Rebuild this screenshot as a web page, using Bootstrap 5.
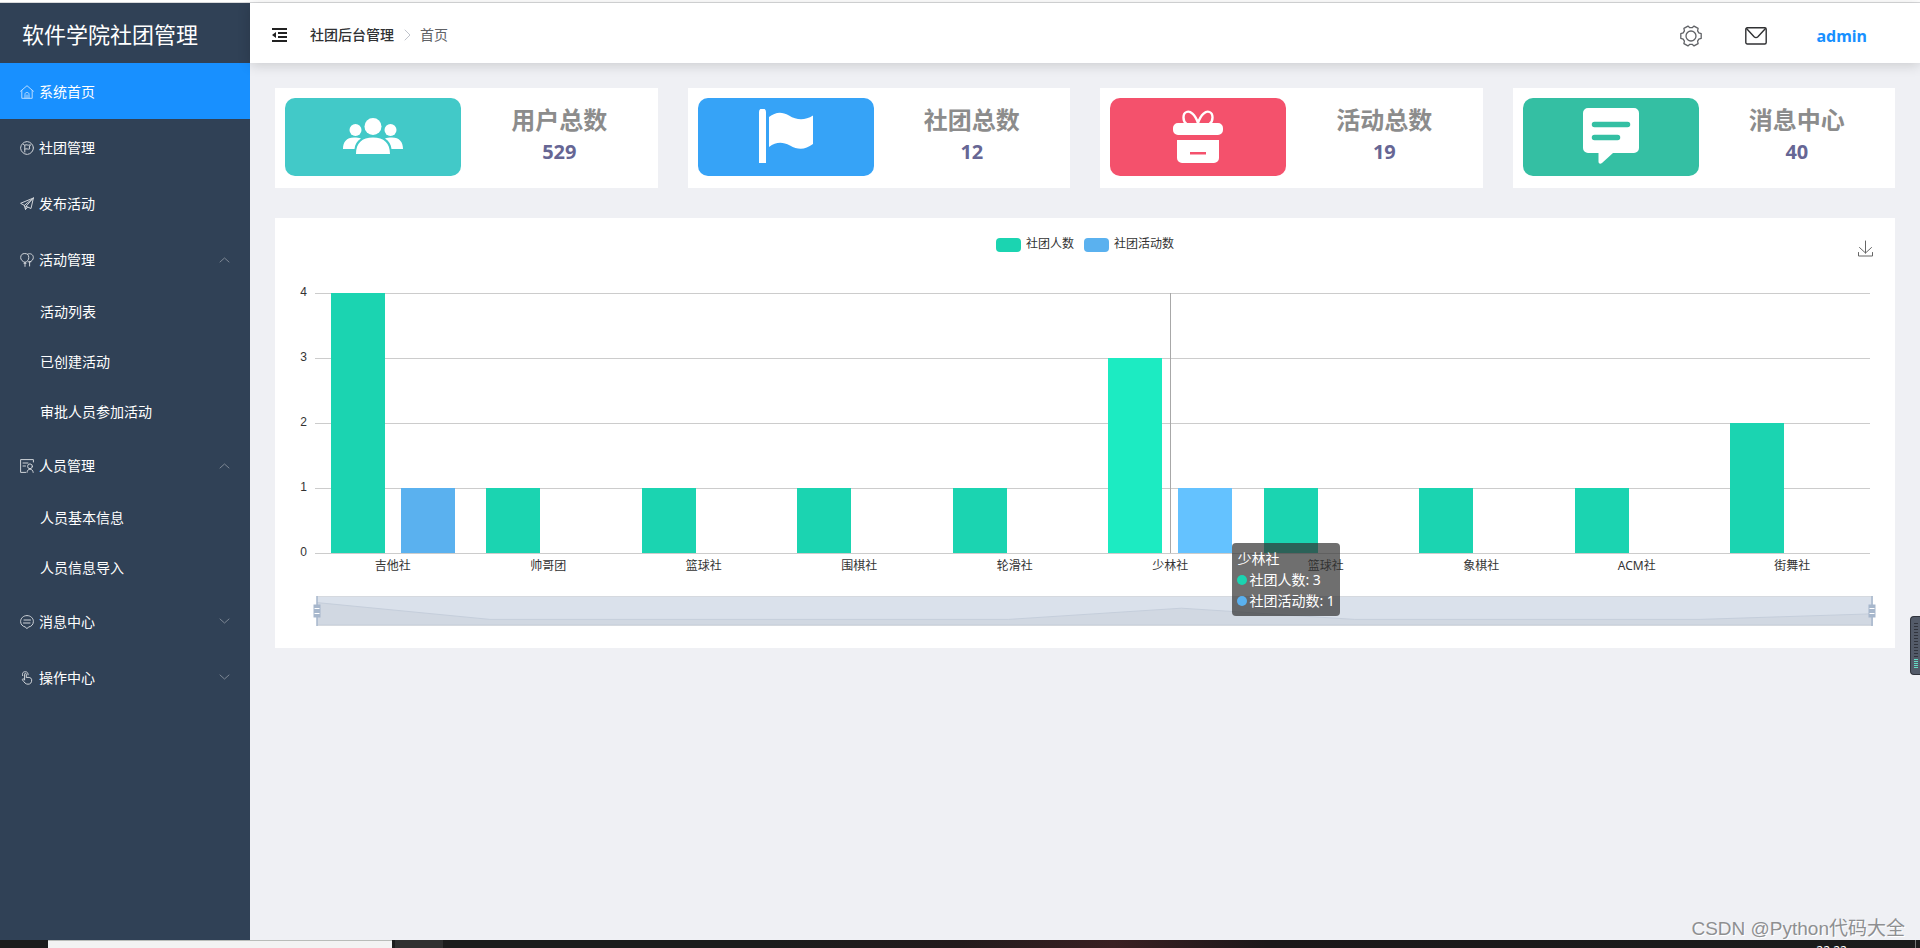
<!DOCTYPE html>
<html lang="zh-CN">
<head>
<meta charset="utf-8">
<meta name="viewport" content="width=device-width, initial-scale=1">
<title>软件学院社团管理</title>
<link href="https://cdn.jsdelivr.net/npm/bootstrap@5.3.0/dist/css/bootstrap.min.css" rel="stylesheet">
<style>
  body { font-family: "Noto Sans", "Noto Sans CJK SC", sans-serif; font-size: 14px; line-height: 20px; color: #303133; background: #eff0f4; }
  svg { display: block; flex: none; }
  .line-icon { fill: none; stroke: currentColor; stroke-linecap: round; stroke-linejoin: round; }
  .top-edge { height: 3px; background: #fff; border-bottom: 1px solid #d9dadc; }

  /* Sidebar */
  .side { width: 250px; background: #304156; }
  .brand { height: 60px; padding: 2px 0 0 22px; font-size: 22px; line-height: 32px; color: #fff; background: #304156; }
  .menu-item { height: 56px; padding: 1px 20px 0; gap: 5px; color: #fff; border: 0; background: none; text-decoration: none; }
  .menu-item .line-icon { color: #d0d4d9; }
  .menu-item.current { background: #1890ff; }
  .menu-item.current .line-icon { color: #b8dbff; }
  .menu-item .chev { color: #7d8794; }
  .menu-item[aria-expanded="true"] .chev { transform: rotate(180deg); }
  .sub-item { height: 50px; padding-left: 40px; color: #fff; text-decoration: none; }

  /* Header */
  .topbar { height: 60px; padding: 3px 53px 0 22px; background: #fff; box-shadow: 0 2px 12px rgba(0, 0, 0, .16); z-index: 2; }
  .icon-btn { border: 0; padding: 0; background: none; color: #303133; }
  .trail { margin-left: 22px; }
  .trail-root { color: #303133; font-weight: 500; text-decoration: none; }
  .trail-sep { color: #c0c4cc; }
  .trail-now { color: #606266; }
  .tools { gap: 43px; padding-top: 3px; }
  .user { color: #1890ff; font-size: 16px; font-weight: 700; text-decoration: none; margin-left: 7px; }

  /* Summary tiles */
  .content-pad { padding: 25px; }
  .tiles { display: grid; grid-template-columns: repeat(4, 1fr); gap: 30px; margin-bottom: 30px; }
  .tile { height: 100px; padding: 10px 0 0 10px; background: #fff; }
  .tile-icon { width: 47.3%; height: 78px; padding-bottom: 2px; border-radius: 10px; color: #fff; }
  .tile-title { font-size: 24px; line-height: 32px; font-weight: 700; color: #8c8c8c; margin-top: 6px; }
  .tile-num { font-size: 20px; line-height: 32px; font-weight: 700; color: #666694; }
  .c-teal { background: #42c9c8; } .c-blue { background: #36a3f7; } .c-red { background: #f4516c; } .c-green { background: #34bfa3; }

  /* Chart */
  .panel { background: #fff; padding: 17px 22px 22px 24px; font-size: 12px; line-height: 18px; color: #333; }
  .legend-row { height: 24px; gap: 10px; padding-right: 2px; }
  .legend-key { gap: 5px; height: 18px; }
  .swatch { width: 25px; height: 14px; margin-top: 2px; border-radius: 4px; }
  .s1 { background: #1bd4b1; } .s2 { background: #5ab1ef; }
  .hot .s1 { background: #1cebc2; } .hot .s2 { background: #64c2ff; }
  .save { right: 0; top: 5px; color: #666; }
  .plot-row { margin-top: 34px; gap: 8px; padding-right: 3px; }
  .scale { width: 8px; height: 278px; margin: -10px 0 -7px; font-family: "Liberation Sans", sans-serif; text-align: right; }
  .plot { height: 261px; background: repeating-linear-gradient(#ccc 0 1px, #fff 1px 65px); }
  .slot { width: 10%; height: 260px; padding: 0 1%; gap: 16px; }
  .bar { flex: 1 1 0; }
  .cross { left: 55%; width: 1px; top: 0; height: 260px; background: #a8a8a8; }
  .names { margin-top: 3px; padding: 0 3px 0 16px; height: 18px; text-align: center; }
  .tip { left: 59%; top: 250px; z-index: 3; padding: 5px; border-radius: 4px; background: rgba(50, 50, 50, .7); color: #fff; font-size: 14px; line-height: 21px; white-space: nowrap; }
  .dot { width: 10px; height: 10px; border-radius: 50%; margin-right: 2px; }
  .zoom-strip { margin: 21px 0 0 18px; height: 30px; background: #dae1eb; border: solid #d5d9df; border-width: 1px 0; }
  .trend-area { width: 100%; height: 100%; }
  .grip { top: -1px; width: 12px; height: 30px; }
  .grip-l { left: -6px; } .grip-r { right: -5px; }

  /* Screen edges */
  .meter-box { right: 0; top: 616px; width: 10px; height: 59px; border: solid #2f333c; border-width: 1px 0 1px 1px; border-radius: 4px 0 0 4px; background: #535b69; padding: 6px 2px 0 3px; z-index: 4; }
  .meter-off { height: 36px; background: repeating-linear-gradient(#30343d 0 1px, #535b69 1px 3px); }
  .meter-on { height: 9px; background: repeating-linear-gradient(#63dcc4 0 1px, #535b69 1px 2px); }
  .stamp { right: 15px; bottom: 6px; font-family: "Liberation Sans", "Noto Sans CJK SC", sans-serif; font-size: 19px; line-height: 26px; color: #8e8f91; text-shadow: 1px 1px 0 #fff; z-index: 3; }
  .taskbar { height: 8px; background: linear-gradient(90deg, #1c1c1c 0 40%, #231a1c 50%, #3a1f22 58%, #1c1719 66%, #1c1c1c); }
  .task-blank { width: 48px; }
  .task-search { width: 344px; background: #f3f3f3; border-top: 1px solid #b9bcb9; }
  .task-app { width: 48px; margin-left: 3px; background: #303030; }
  .clock { font-size: 12px; line-height: 18px; padding: 2px 68px 0 0; color: #fff; }
  .desk-end { width: 5px; border-left: 1px solid #777; }
</style>
</head>
<body>
<div class="d-flex flex-column min-vh-100 position-relative overflow-hidden">
  <div class="top-edge"></div>
  <div class="d-flex flex-grow-1">
    <aside class="side flex-shrink-0">
      <div class="brand d-flex align-items-center">软件学院社团管理</div>
      <nav class="d-flex flex-column">
        <a class="menu-item current d-flex align-items-center" href="#">
          <svg class="line-icon" width="14" height="14" viewBox="0 0 14 14"><path d="M.6 6.200 7 .7l6.400 5.500M1.800 5.400v7.900h10.400V5.400M5 13.200V9.300C5 8 5.800 7.500 7 7.500S9 8 9 9.300v3.900M7 10v3"/></svg>
          <span>系统首页</span>
        </a>
        <a class="menu-item d-flex align-items-center" href="#">
          <svg class="line-icon" width="14" height="14" viewBox="0 0 14 14"><circle cx="7" cy="7" r="6.400" stroke-dasharray="9 1"/><path d="M4.800 11V4.200c1.500-1.300 2.800.8 5.700-.4L9.300 6l.4 1.900c-1.800.8-3-.8-4.900.2M3.500 3.500l1.300.8"/></svg>
          <span>社团管理</span>
        </a>
        <a class="menu-item d-flex align-items-center" href="#">
          <svg class="line-icon" width="14" height="14" viewBox="0 0 14 14"><path d="M13.400 1 .6 6.300 4.300 8.400 13.400 1 6 9.300l5 2.200L13.400 1M4.300 8.400l1.200 4.100L6 9.300M5.500 12.500l2-2.300"/></svg>
          <span>发布活动</span>
        </a>
        <button class="menu-item d-flex align-items-center" type="button" data-bs-toggle="collapse" data-bs-target="#sub-activity" aria-expanded="true">
          <svg class="line-icon" width="14" height="14" viewBox="0 0 14 14"><path d="M5 9.400C2.200 8.500.7 6.600.7 4.600a4 4 0 0 1 8.100 0c0 2.200-1.400 4-3.800 4.800zM4 10.300h2M5 10v3.400M7.500 1.200c2.900-1.500 5.800.4 5.800 3.200 0 2.300-1.400 3.700-3.500 4.500M8 8.800h2.800M9.600 9v4"/></svg>
          <span class="me-auto">活动管理</span>
          <svg class="line-icon chev" width="12" height="12" viewBox="0 0 12 12"><path d="m1 4 4.500 4L10 4"/></svg>
        </button>
        <div class="collapse show" id="sub-activity">
          <a class="sub-item d-flex align-items-center" href="#">活动列表</a>
          <a class="sub-item d-flex align-items-center" href="#">已创建活动</a>
          <a class="sub-item d-flex align-items-center" href="#">审批人员参加活动</a>
        </div>
        <button class="menu-item d-flex align-items-center" type="button" data-bs-toggle="collapse" data-bs-target="#sub-people" aria-expanded="true">
          <svg class="line-icon" width="14" height="14" viewBox="0 0 14 14"><path d="M13.400 3V.6H.6v12.800h5M3 4h5M3 7h2.500M7 13.400c.2-2 1.300-3.200 3-3.200s3 1.200 3.200 3.200"/><circle cx="10" cy="7.300" r="2.400"/></svg>
          <span class="me-auto">人员管理</span>
          <svg class="line-icon chev" width="12" height="12" viewBox="0 0 12 12"><path d="m1 4 4.500 4L10 4"/></svg>
        </button>
        <div class="collapse show" id="sub-people">
          <a class="sub-item d-flex align-items-center" href="#">人员基本信息</a>
          <a class="sub-item d-flex align-items-center" href="#">人员信息导入</a>
        </div>
        <button class="menu-item d-flex align-items-center" type="button" aria-expanded="false">
          <svg class="line-icon" width="14" height="14" viewBox="0 0 14 14"><path d="M5.200 12A6 6 0 0 1 .6 6.500C.6 3.200 3.400.6 7 .6s6.400 2.600 6.400 5.900A6 6 0 0 1 8.800 12L7 13.400zM4 5h6.500M3.500 8H10"/></svg>
          <span class="me-auto">消息中心</span>
          <svg class="line-icon chev" width="12" height="12" viewBox="0 0 12 12"><path d="m2 3 4.500 4L11 3"/></svg>
        </button>
        <button class="menu-item d-flex align-items-center" type="button" aria-expanded="false">
          <svg class="line-icon" width="14" height="14" viewBox="0 0 14 14"><path d="M4.600 8.800V3.200c0-1.200 1.700-1.200 1.700 0v3.300c2.200-.4 5.400 0 5.400 2.300 0 3-1.300 4.400-3.700 4.400-2.600 0-3.500-1.700-5.500-4.200-.6-1 .8-1.600 1.400-.9zM2.600 4.600C1.700 1.300 4 .6 5.400.7c1.800 0 3 1.500 2.700 3.200"/></svg>
          <span class="me-auto">操作中心</span>
          <svg class="line-icon chev" width="12" height="12" viewBox="0 0 12 12"><path d="m2 3 4.500 4L11 3"/></svg>
        </button>
      </nav>
    </aside>

    <div class="flex-grow-1 d-flex flex-column">
      <header class="topbar d-flex align-items-center position-relative">
        <button class="icon-btn" type="button" aria-label="折叠菜单">
          <svg width="16" height="14" viewBox="0 0 16 14" fill="#222"><path d="M0 0h15v2H0zM6 4h9v2H6zM6 8h9v2H6zM0 12h15v2H0zM0 7l4-3v6z"/></svg>
        </button>
        <nav class="trail d-flex align-items-center me-auto">
          <a class="trail-root" href="#">社团后台管理</a>
          <svg class="line-icon trail-sep mx-2" width="10" height="12" viewBox="0 0 10 12"><path d="m3 1 5 5-5 5"/></svg>
          <span class="trail-now">首页</span>
        </nav>
        <div class="tools d-flex align-items-center">
          <button class="icon-btn" type="button" aria-label="设置">
            <svg class="line-icon" width="22" height="22" viewBox="0 0 22 22" stroke-width="1.300" color="#606266"><circle cx="11" cy="11" r="5"/><path d="M18.800 7.800 21.200 8.700V13.300L18.800 14.200 17.600 16.200 18.100 18.600 14 20.900 12.200 19.300H9.800L8 20.900 3.900 18.600 4.400 16.200 3.200 14.200.8 13.300V8.700L3.200 7.800 4.400 5.800 3.900 3.400 8 1.100 9.800 2.700h2.400L14 1.100l4.100 2.300-.5 2.400z"/></svg>
          </button>
          <button class="icon-btn" type="button" aria-label="消息">
            <svg class="line-icon" width="22" height="18" viewBox="0 0 22 18" stroke-width="1.400"><rect x=".8" y=".8" width="20.400" height="16.200" rx="1.500"/><path d="m1.500 1.500 7.600 8.200c1.200 1.200 2.600 1.200 3.800 0l7.600-8.200"/></svg>
          </button>
          <a class="user" href="#">admin</a>
        </div>
      </header>

      <main class="content-pad">
        <section class="tiles">
          <div class="tile d-flex">
            <div class="tile-icon c-teal d-flex align-items-center justify-content-center">
              <svg width="60" height="36" viewBox="0 0 60 36" fill="currentColor"><circle cx="30" cy="8.500" r="8.500"/><circle cx="12.500" cy="12" r="6"/><circle cx="47.500" cy="12" r="6"/><path d="M13 36c0-11 6-16.500 17-16.500S47 25 47 36zM0 31c0-7 3.500-11.500 11-11.500 3 0 5 .3 7 1-4 2.300-6 6-6.500 10.500zM60 31c0-7-3.500-11.500-11-11.500-3 0-5 .3-7 1 4 2.300 6 6 6.500 10.500z"/></svg>
            </div>
            <div class="flex-grow-1 text-center"><div class="tile-title">用户总数</div><div class="tile-num">529</div></div>
          </div>
          <div class="tile d-flex">
            <div class="tile-icon c-blue d-flex align-items-center justify-content-center">
              <svg width="54" height="54" viewBox="0 0 54 54" fill="currentColor"><path d="M0 54V3a3.300 3.300 0 0 1 7 0v51zM10 8c6-4.500 12-6 20-1.500 8 5 16 5 24 0V35c-8 6-15 6-23 1.500-8-4-14-3.500-21 1.500z"/></svg>
            </div>
            <div class="flex-grow-1 text-center"><div class="tile-title">社团总数</div><div class="tile-num">12</div></div>
          </div>
          <div class="tile d-flex">
            <div class="tile-icon c-red d-flex align-items-center justify-content-center">
              <svg width="52" height="54" viewBox="0 0 52 54"><g fill="none" stroke="currentColor" stroke-width="2.400"><path d="M26 14C23 5 18 1.500 14.500 3c-4 1.500-4 9 0 12M26 14c3-9 8-12.500 11.500-11 4 1.500 4 9 0 12"/></g><path fill="currentColor" d="M6 14h40a5 5 0 0 1 5 5v2a5 5 0 0 1-5 5H6a5 5 0 0 1-5-5v-2a5 5 0 0 1 5-5zM5 31h42v18a5 5 0 0 1-5 5H10a5 5 0 0 1-5-5z"/><path fill="#f4516c" d="M18 43h16v2.500H18z"/></svg>
            </div>
            <div class="flex-grow-1 text-center"><div class="tile-title">活动总数</div><div class="tile-num">19</div></div>
          </div>
          <div class="tile d-flex">
            <div class="tile-icon c-green d-flex align-items-center justify-content-center">
              <svg width="56" height="58" viewBox="0 0 56 58"><path fill="currentColor" d="M5 1h46a5 5 0 0 1 5 5v35a5 5 0 0 1-5 5H30L19 56c-2 1.500-3.500.5-3.500-1.500V46H5a5 5 0 0 1-5-5V6a5 5 0 0 1 5-5z"/><path stroke="#34bfa3" stroke-width="5.500" stroke-linecap="round" d="M11.500 17.500h33M11.500 30.500h23"/></svg>
            </div>
            <div class="flex-grow-1 text-center"><div class="tile-title">消息中心</div><div class="tile-num">40</div></div>
          </div>
        </section>

        <section class="panel">
          <div class="legend-row d-flex justify-content-center position-relative">
            <div class="legend-key d-flex align-items-center"><span class="swatch s1"></span>社团人数</div>
            <div class="legend-key d-flex align-items-center"><span class="swatch s2"></span>社团活动数</div>
            <button class="icon-btn save position-absolute" type="button" aria-label="保存为图片">
              <svg class="line-icon" width="15" height="17" viewBox="0 0 15 17"><path d="M7.500 1v12M1.500 7.500l6 5.500 6-5.500M.5 12.500v3.500h14v-3.500"/></svg>
            </button>
          </div>
          <div class="plot-row d-flex">
            <div class="scale d-flex flex-column justify-content-between"><span>4</span><span>3</span><span>2</span><span>1</span><span>0</span></div>
            <div class="plot flex-grow-1 position-relative">
              <div class="d-flex w-100">
                <div class="slot d-flex align-items-end"><div class="bar s1 h-100"></div><div class="bar s2 h-25"></div></div>
                <div class="slot d-flex align-items-end"><div class="bar s1 h-25"></div><div class="bar"></div></div>
                <div class="slot d-flex align-items-end"><div class="bar s1 h-25"></div><div class="bar"></div></div>
                <div class="slot d-flex align-items-end"><div class="bar s1 h-25"></div><div class="bar"></div></div>
                <div class="slot d-flex align-items-end"><div class="bar s1 h-25"></div><div class="bar"></div></div>
                <div class="slot hot d-flex align-items-end"><div class="bar s1 h-75"></div><div class="bar s2 h-25"></div></div>
                <div class="slot d-flex align-items-end"><div class="bar s1 h-25"></div><div class="bar"></div></div>
                <div class="slot d-flex align-items-end"><div class="bar s1 h-25"></div><div class="bar"></div></div>
                <div class="slot d-flex align-items-end"><div class="bar s1 h-25"></div><div class="bar"></div></div>
                <div class="slot d-flex align-items-end"><div class="bar s1 h-50"></div><div class="bar"></div></div>
              </div>
              <div class="cross position-absolute"></div>
              <div class="tip position-absolute">
                <div>少林社</div>
                <div class="d-flex align-items-center"><span class="dot s1"></span>社团人数: 3</div>
                <div class="d-flex align-items-center"><span class="dot s2"></span>社团活动数: 1</div>
              </div>
            </div>
          </div>
          <div class="names d-flex">
            <span class="col">吉他社</span><span class="col">帅哥团</span><span class="col">篮球社</span><span class="col">围棋社</span><span class="col">轮滑社</span>
            <span class="col">少林社</span><span class="col">篮球社</span><span class="col">象棋社</span><span class="col">ACM社</span><span class="col">街舞社</span>
          </div>
          <div class="zoom-strip position-relative">
            <svg class="trend-area" viewBox="0 0 9 5" preserveAspectRatio="none"><path d="M0 5V1L1 4H4L5 2 6 4H8L9 3V5z" fill="#d1d8e2" stroke="#c5cedb" vector-effect="non-scaling-stroke"/></svg>
            <svg class="grip grip-l position-absolute" viewBox="0 0 12 30"><path d="M6 0v30" stroke="#a7b7cc" stroke-width="1.500"/><path fill="#a7b7cc" d="M2.500 8.500h7v13h-7z"/><path stroke="#fff" d="M3.500 12.500h5M3.500 17.500h5"/></svg>
            <svg class="grip grip-r position-absolute" viewBox="0 0 12 30"><path d="M6 0v30" stroke="#a7b7cc" stroke-width="1.500"/><path fill="#a7b7cc" d="M2.500 8.500h7v13h-7z"/><path stroke="#fff" d="M3.500 12.500h5M3.500 17.500h5"/></svg>
          </div>
        </section>
      </main>
    </div>
  </div>

  <footer class="taskbar d-flex overflow-hidden">
    <div class="task-blank"></div><div class="task-search"></div><div class="task-app me-auto"></div>
    <span class="clock">22:22</span><div class="desk-end"></div>
  </footer>
  <div class="stamp position-absolute">CSDN @Python代码大全</div>
  <div class="meter-box position-absolute"><div class="meter-off"></div><div class="meter-on"></div></div>
</div>

<script src="https://cdn.jsdelivr.net/npm/bootstrap@5.3.0/dist/js/bootstrap.bundle.min.js"></script>
</body>
</html>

= = = =

■ WHAT TO PRODUCE ■
Reproduce exactly the run of lines that opens the listing and closes with the line holding "3px; background: #fff;". Pictures are excluded.

■ TASK RESULT ■
Rebuild this screenshot as a web page, using Bootstrap 5.
<!DOCTYPE html>
<html lang="zh-CN">
<head>
<meta charset="utf-8">
<meta name="viewport" content="width=device-width, initial-scale=1">
<title>软件学院社团管理</title>
<link href="https://cdn.jsdelivr.net/npm/bootstrap@5.3.0/dist/css/bootstrap.min.css" rel="stylesheet">
<style>
  body { font-family: "Noto Sans", "Noto Sans CJK SC", sans-serif; font-size: 14px; line-height: 20px; color: #303133; background: #eff0f4; }
  svg { display: block; flex: none; }
  .line-icon { fill: none; stroke: currentColor; stroke-linecap: round; stroke-linejoin: round; }
  .top-edge { height: 3px; background: #fff; border-bottom: 1px solid #d9dadc; }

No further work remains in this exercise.